### WHAT IS REQUIRED:
List the lines of this listing that hold the word "page".

### INFORMATION PROVIDED:

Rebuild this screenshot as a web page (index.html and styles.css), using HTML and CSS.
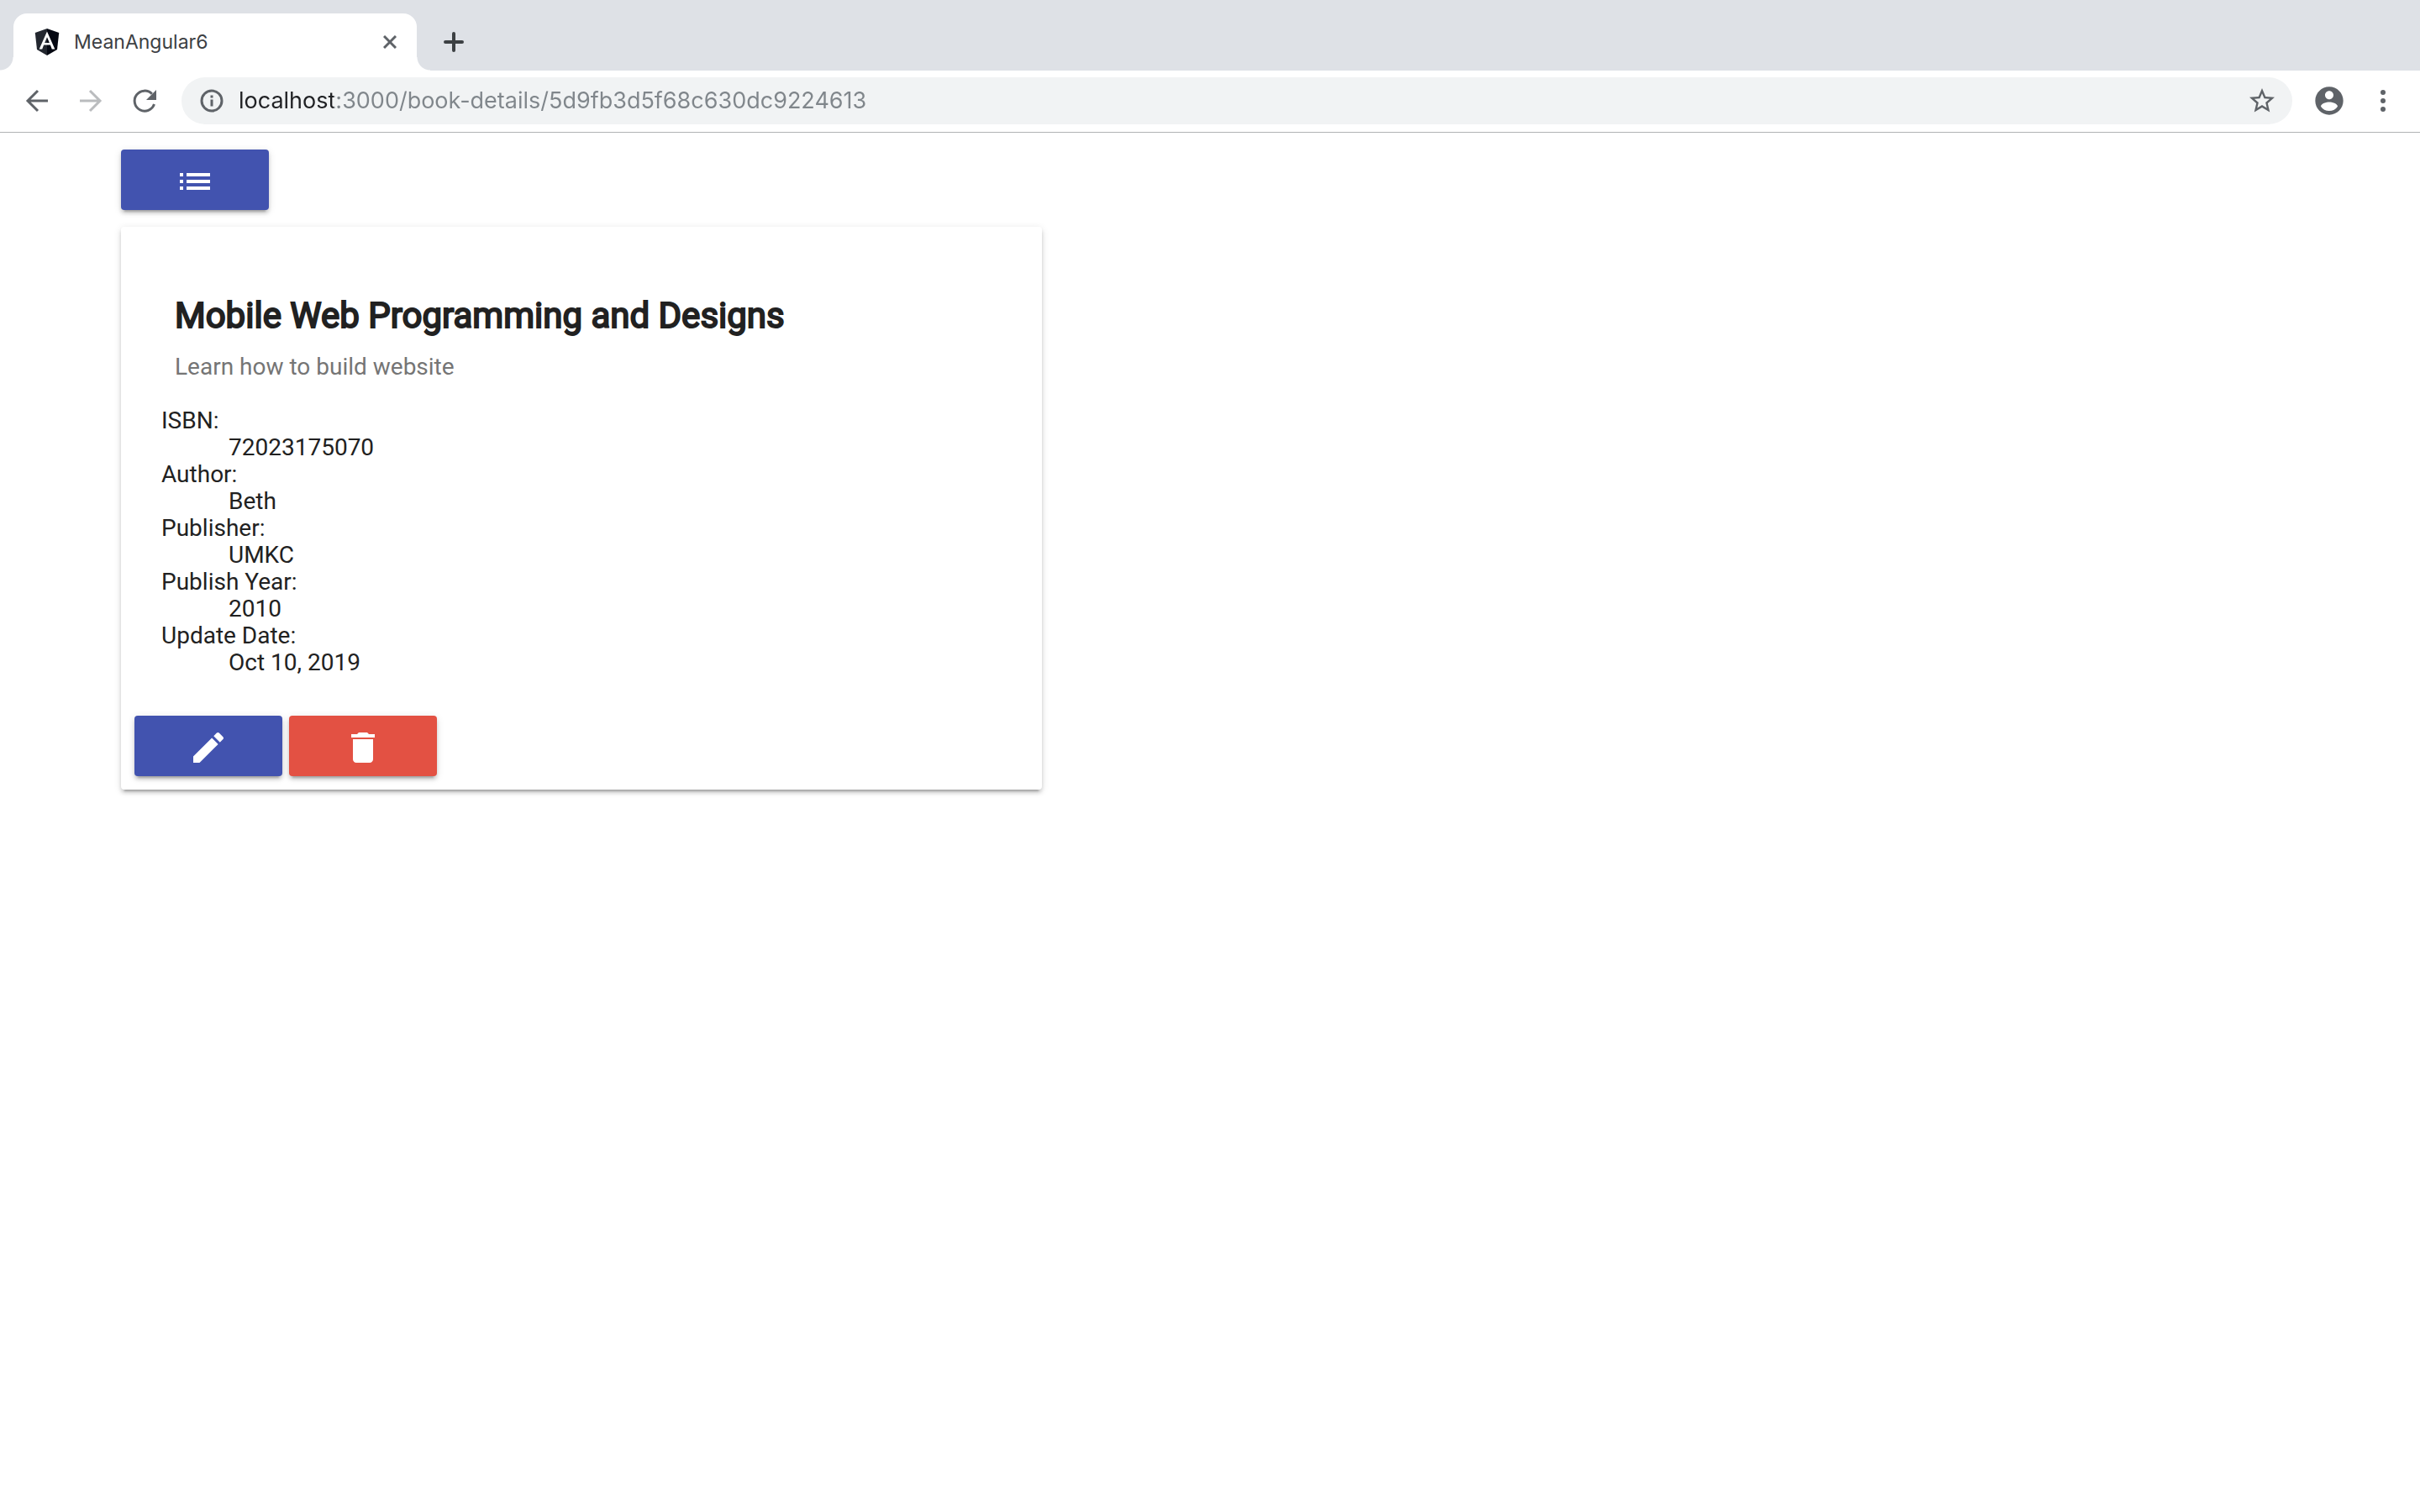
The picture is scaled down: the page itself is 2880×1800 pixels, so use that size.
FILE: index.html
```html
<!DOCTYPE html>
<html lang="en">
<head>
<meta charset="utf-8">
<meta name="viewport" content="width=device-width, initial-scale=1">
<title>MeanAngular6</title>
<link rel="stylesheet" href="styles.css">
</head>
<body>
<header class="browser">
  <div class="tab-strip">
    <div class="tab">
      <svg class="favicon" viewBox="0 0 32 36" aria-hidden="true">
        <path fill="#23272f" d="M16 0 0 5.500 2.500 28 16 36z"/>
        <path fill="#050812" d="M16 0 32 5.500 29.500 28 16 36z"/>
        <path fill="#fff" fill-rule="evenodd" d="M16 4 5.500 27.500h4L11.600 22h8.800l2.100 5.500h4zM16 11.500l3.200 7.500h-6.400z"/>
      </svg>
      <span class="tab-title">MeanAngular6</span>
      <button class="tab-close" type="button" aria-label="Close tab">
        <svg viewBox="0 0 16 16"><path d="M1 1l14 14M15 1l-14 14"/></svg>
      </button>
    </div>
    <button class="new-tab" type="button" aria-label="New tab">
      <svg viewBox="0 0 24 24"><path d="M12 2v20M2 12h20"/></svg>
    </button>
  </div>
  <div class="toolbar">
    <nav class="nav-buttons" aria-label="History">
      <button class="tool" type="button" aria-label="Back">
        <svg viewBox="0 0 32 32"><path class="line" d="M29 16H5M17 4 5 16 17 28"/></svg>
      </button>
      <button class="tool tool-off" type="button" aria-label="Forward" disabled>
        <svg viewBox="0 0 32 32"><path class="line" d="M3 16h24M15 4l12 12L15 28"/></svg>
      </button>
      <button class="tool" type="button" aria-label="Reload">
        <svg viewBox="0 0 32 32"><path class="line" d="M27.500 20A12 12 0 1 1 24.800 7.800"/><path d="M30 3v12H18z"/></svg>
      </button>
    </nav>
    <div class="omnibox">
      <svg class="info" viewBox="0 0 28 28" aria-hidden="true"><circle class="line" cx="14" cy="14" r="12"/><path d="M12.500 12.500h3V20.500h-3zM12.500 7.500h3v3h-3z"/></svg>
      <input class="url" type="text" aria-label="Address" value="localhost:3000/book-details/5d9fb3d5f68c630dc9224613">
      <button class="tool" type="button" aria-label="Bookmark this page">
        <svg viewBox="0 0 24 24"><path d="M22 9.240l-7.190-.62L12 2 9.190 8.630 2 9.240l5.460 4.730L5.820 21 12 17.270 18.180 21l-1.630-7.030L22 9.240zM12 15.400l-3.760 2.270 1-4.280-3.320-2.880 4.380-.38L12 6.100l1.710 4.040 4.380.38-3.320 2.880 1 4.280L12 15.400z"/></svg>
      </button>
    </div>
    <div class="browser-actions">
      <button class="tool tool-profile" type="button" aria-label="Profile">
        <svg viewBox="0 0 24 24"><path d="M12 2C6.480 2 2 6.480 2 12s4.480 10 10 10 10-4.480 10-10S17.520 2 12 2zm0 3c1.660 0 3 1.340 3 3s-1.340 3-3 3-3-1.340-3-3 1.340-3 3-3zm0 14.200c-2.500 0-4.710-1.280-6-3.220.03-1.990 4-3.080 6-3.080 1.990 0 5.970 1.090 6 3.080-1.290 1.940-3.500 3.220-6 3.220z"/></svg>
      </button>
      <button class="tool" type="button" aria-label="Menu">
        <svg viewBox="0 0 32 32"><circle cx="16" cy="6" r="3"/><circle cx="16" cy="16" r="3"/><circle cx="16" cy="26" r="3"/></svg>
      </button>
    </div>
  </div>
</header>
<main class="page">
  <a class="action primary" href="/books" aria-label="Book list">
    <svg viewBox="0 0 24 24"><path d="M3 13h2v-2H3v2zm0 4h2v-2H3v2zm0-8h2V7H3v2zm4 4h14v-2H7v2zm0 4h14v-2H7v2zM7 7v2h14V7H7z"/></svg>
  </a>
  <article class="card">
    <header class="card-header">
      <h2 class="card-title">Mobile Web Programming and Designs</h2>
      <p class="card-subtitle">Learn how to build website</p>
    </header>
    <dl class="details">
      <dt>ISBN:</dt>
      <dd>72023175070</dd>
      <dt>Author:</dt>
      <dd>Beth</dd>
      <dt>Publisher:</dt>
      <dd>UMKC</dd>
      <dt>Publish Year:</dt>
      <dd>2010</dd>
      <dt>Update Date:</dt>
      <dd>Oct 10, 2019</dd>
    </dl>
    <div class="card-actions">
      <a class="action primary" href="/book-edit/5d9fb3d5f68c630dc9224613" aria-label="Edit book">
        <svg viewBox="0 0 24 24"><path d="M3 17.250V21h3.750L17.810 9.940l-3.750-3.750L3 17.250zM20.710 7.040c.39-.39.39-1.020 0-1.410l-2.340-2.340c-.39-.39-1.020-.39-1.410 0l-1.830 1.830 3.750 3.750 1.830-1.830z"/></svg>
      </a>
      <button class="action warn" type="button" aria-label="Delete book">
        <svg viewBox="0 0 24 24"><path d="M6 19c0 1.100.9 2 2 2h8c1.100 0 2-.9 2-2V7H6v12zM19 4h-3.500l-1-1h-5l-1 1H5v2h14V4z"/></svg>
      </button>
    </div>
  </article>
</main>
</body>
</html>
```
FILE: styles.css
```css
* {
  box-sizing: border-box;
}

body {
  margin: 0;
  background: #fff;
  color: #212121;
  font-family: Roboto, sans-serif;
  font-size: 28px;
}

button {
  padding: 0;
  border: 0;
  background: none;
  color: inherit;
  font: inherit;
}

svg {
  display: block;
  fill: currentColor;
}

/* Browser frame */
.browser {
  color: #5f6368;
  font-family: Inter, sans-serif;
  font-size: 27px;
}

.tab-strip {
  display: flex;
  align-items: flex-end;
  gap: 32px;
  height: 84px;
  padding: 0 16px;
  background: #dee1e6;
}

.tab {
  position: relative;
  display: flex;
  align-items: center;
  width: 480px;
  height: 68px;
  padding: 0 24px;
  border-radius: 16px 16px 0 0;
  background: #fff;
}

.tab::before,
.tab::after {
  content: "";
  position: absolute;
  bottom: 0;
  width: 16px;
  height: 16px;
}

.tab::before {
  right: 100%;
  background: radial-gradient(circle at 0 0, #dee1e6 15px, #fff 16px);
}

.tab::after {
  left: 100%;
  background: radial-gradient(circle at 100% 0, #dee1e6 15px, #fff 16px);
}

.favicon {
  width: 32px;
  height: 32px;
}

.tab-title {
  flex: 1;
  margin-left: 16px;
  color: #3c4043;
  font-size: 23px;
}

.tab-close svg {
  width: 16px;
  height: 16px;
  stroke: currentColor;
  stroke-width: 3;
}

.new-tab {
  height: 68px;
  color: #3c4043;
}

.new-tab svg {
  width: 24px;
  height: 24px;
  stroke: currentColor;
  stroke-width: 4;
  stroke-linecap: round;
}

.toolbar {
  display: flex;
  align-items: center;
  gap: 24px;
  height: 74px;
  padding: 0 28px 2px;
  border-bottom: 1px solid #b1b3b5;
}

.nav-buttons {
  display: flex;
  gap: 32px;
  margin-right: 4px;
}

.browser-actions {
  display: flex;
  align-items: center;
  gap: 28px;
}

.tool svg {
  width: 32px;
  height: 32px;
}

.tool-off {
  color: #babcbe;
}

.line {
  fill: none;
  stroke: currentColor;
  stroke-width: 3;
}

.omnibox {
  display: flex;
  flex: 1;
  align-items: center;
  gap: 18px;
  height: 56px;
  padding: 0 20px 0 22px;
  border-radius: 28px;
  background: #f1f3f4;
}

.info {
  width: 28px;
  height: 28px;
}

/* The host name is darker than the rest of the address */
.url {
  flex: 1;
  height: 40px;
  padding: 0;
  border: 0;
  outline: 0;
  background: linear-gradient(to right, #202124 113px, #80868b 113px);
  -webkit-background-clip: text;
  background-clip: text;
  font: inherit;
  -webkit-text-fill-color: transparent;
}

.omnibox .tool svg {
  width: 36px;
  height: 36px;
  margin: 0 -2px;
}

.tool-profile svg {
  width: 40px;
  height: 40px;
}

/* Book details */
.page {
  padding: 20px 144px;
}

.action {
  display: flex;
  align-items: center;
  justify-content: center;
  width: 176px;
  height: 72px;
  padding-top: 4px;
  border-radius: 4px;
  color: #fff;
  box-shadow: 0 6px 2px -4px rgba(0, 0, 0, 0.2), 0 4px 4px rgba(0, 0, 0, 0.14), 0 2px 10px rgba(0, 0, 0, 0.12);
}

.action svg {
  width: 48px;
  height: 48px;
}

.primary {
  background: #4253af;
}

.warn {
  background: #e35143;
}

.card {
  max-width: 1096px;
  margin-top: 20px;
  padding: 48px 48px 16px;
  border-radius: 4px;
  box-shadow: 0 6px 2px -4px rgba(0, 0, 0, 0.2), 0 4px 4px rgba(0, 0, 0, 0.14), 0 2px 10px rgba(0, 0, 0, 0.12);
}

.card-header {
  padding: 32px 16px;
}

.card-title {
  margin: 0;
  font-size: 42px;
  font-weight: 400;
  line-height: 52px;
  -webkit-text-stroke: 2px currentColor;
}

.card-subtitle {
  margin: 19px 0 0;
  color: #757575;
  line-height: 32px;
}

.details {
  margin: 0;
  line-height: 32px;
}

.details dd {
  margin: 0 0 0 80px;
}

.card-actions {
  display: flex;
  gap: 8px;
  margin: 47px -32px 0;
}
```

### SOLUTION FOR THIS TASK:
Rebuild this screenshot as a web page (index.html and styles.css), using HTML and CSS.
The picture is scaled down: the page itself is 2880×1800 pixels, so use that size.
      <button class="tool" type="button" aria-label="Bookmark this page">
<main class="page">
.page {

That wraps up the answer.